Political Economy of Poverty
Not only do political-economic factors lead people into poverty, they also work to keep them there and exclude them from decision making processes. The poor often have few opportunities to participate in policy making processes and little influence on elections. For example, in Dhaka, Bangladesh the large election wards provide elected officials with little incentive to represent the interests of the poor (Banks, Roy, and Hulme 2011). There is no government agency, department or ministry with the responsibility, administrative programs, or funds to address the needs of the urban poor. In addition, policy efforts that do recognize urban poverty often have very different approaches and priorities and incomplete understandings of the problem. This line of research would argue that the inability of disadvantaged groups to participate in and influence the policy process and the inaction or uncoordinated action of governments to address their needs will combine to create an injustice in urban climate planning.
Thick injustice refers to injustice that is “deep, densely concentrated, and opaque (Hayward and Swanstrom 2010)”. Scholars argue that injustice in the distribution of burdens and benefits in cities is rooted in historical processes and policy legacies (Boone et al. 2009). Policies put in place decades ago may still affect the participation opportunities, engagement, and outcomes of decisions surrounding land use planning and public services. Economic restructuring and suburbanization can also lead to urban injustices by fostering a spatial mismatch between where people can live, where people can work, and their connections with decision making processes and outcomes (Morello-Frosch 2002). In this sense, whether or not the outcomes of urban climate planning are just may be determined by historical and structural features of cities that are difficult to see.
Technical information can often be a dominate source of information in environmental policy decisions. Scholars argue that this dominance marginalizes groups that are not using, familiar with, or encompassed by this information (Jasanoff 2005). Particular epistemologies can become institutionalized such that the way information is produced and used results in decisions that do not account for the needs of disadvantaged groups if they lie outside the dominant accounting methods. For example, Eden and Tunstall (2006) found that ecological restoration projects often do not account for the needs and motivations of the communities in which they are developed, which results in poorly planned and marginally beneficial restoration projects. Even the way we analyze policies can lead us to different conclusions about their distribution of costs and benefits is just (Hajer and Wagenaar 2003). Like other areas of environmental policy, urban climate planning can often use and produce information that does not incorporate the needs or perspectives of disadvantaged communities. For example, large-scale climate models and aggregate statistics are often used to develop climate scenarios without accounting for finer-scale determinants of vulnerability. Therefore, some scholars would argue that an over-reliance on western-style science in urban climate planning will lead to unjust planning outcomes.

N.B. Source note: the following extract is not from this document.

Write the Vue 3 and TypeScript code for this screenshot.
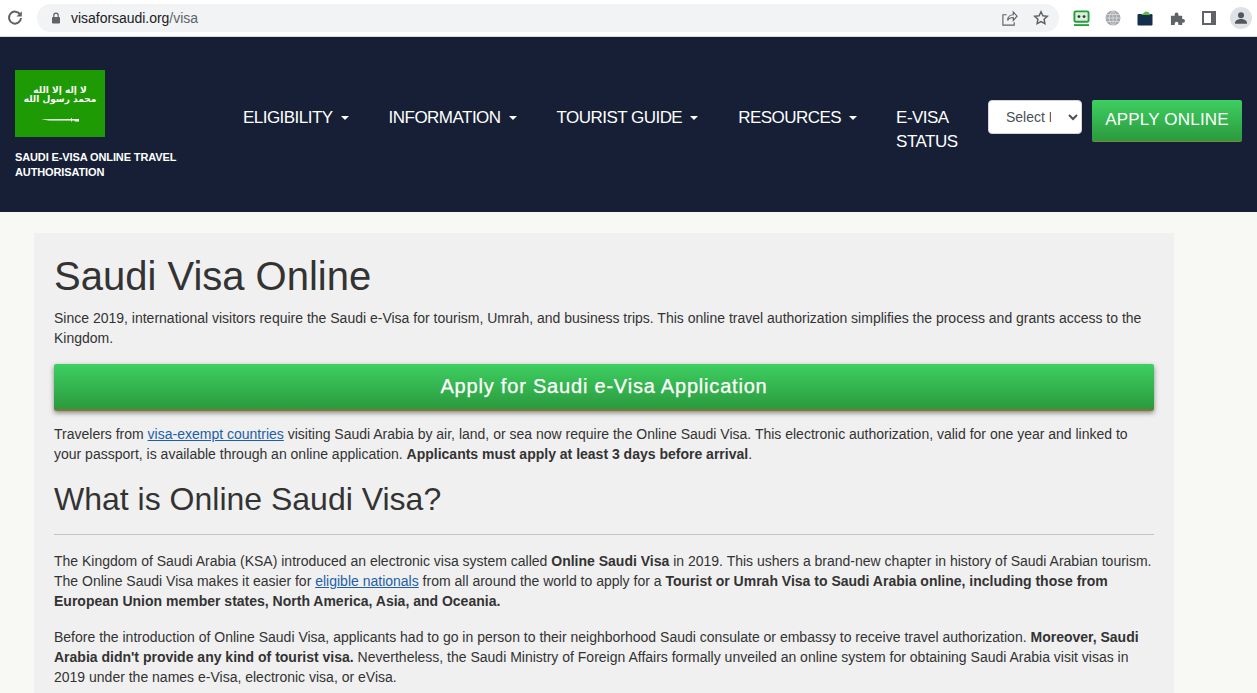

Research has shown that local governments often lack the administrative, financial, or technical capacity to be successful. Cities in low and middle income countries may be particularly lacking in the qualities of good governance: decentralization and autonomy, transparency and accountability, and responsiveness and flexibility (Dodman and Satterthwaite 2008). In some cases a single local government may actually lack the authority it needs to reach its climate goals due to complex institutional networks and jurisdictions, such as the case of Mexico City (Romero-Lankao 2007). Cities may also lack the necessary financial resources due to an inability to generate and collect tax revenue or have limited control over their financial resources if they are in a highly centralized country. Further, decision makers and bureaucrats may lack the technical capacity and awareness to address the needs of the disadvantaged. From this perspective, cities may lack the institutional capability to address the needs of the disadvantaged even if the city – and its climate plan – desired to do so.

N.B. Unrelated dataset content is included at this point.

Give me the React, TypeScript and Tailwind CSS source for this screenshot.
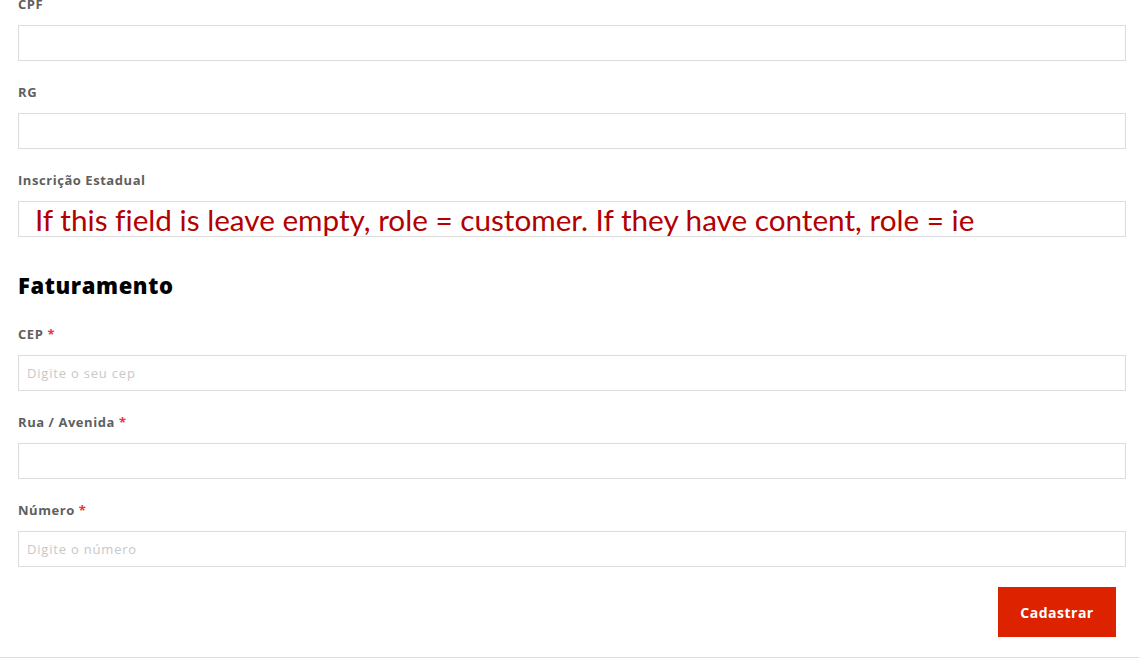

The discussion above presents an overview of the mechanisms that have the potential to inhibit the advancement of justice in urban climate planning. A remaining gap then, I argue, lies in our understanding of whether urban climate planning produces or exacerbates injustices and, if so, the conditions under which different mechanisms of injustice are most likely to be influencing the urban climate planning processes and outcomes. For example, in a given city can we determine whether institutional capacity or technocratic governance is contributing to the marginalization of communities in climate planning? Both? Or something new? If we look across a number of cities which factor(s) seem to be most important?
Different components of urban climate planning may engage different mechanisms of injustice. For example, in mitigation planning the political-economic conditions may prevent disadvantaged groups from benefiting while in adaptation planning institutional capacities have a greater influence on the outcomes. Similarly, we may expect to observe differences in the operation of the mechanisms of injustice in different political and cultural contexts.
Finally, the institutional features and context within which urban climate planning takes place may mediate the relationship between the mechanisms of injustice and outcomes (Figure 1). Institutional features may provide different opportunities and incentives that allow particular mechanisms of injustice to dominate decision making. For example, we could ask whether different mechanisms of injustice are at play in top-down (city-led) and bottom-up (mandated) processes of urban climate planning. Or are there internal institutional features of cities that allow thick injustices to be obscured or technical information to dominate? Which is more important for determining climate change planning outcomes, the internal features of a city or the city’s position in a broader governance setting?
Figure 1: Conceptual framework for understanding the intervening effects of the institutional context of urban climate planning on whether and how potential mechanisms of urban injustice are responsible for urban climate change planning outcomes
It is critical that we develop a greater understanding not only of whether urban climate planning is just but also why it is or is not. In this paper I have identified ways of measuring justice in urban climate planning processes and outcomes and four mechanisms through which injustice may occur. Understanding the conditions under which these mechanisms – or others – are inhibiting justice in urban climate planning is an important task, especially for cities in developing and newly industrializing countries. While we know that in many cases these cities have a poor track record of addressing the needs of the disadvantaged, their decision to take on the relatively new policy area of climate change is an opportunity for learning. Research can contribute to this learning by uncovering the mechanisms of injustice in urban climate planning, the obstacles and opportunities for greater justice in different contexts, and, more generally, the relationship between where and how climate planning occurs and the benefits that are experienced.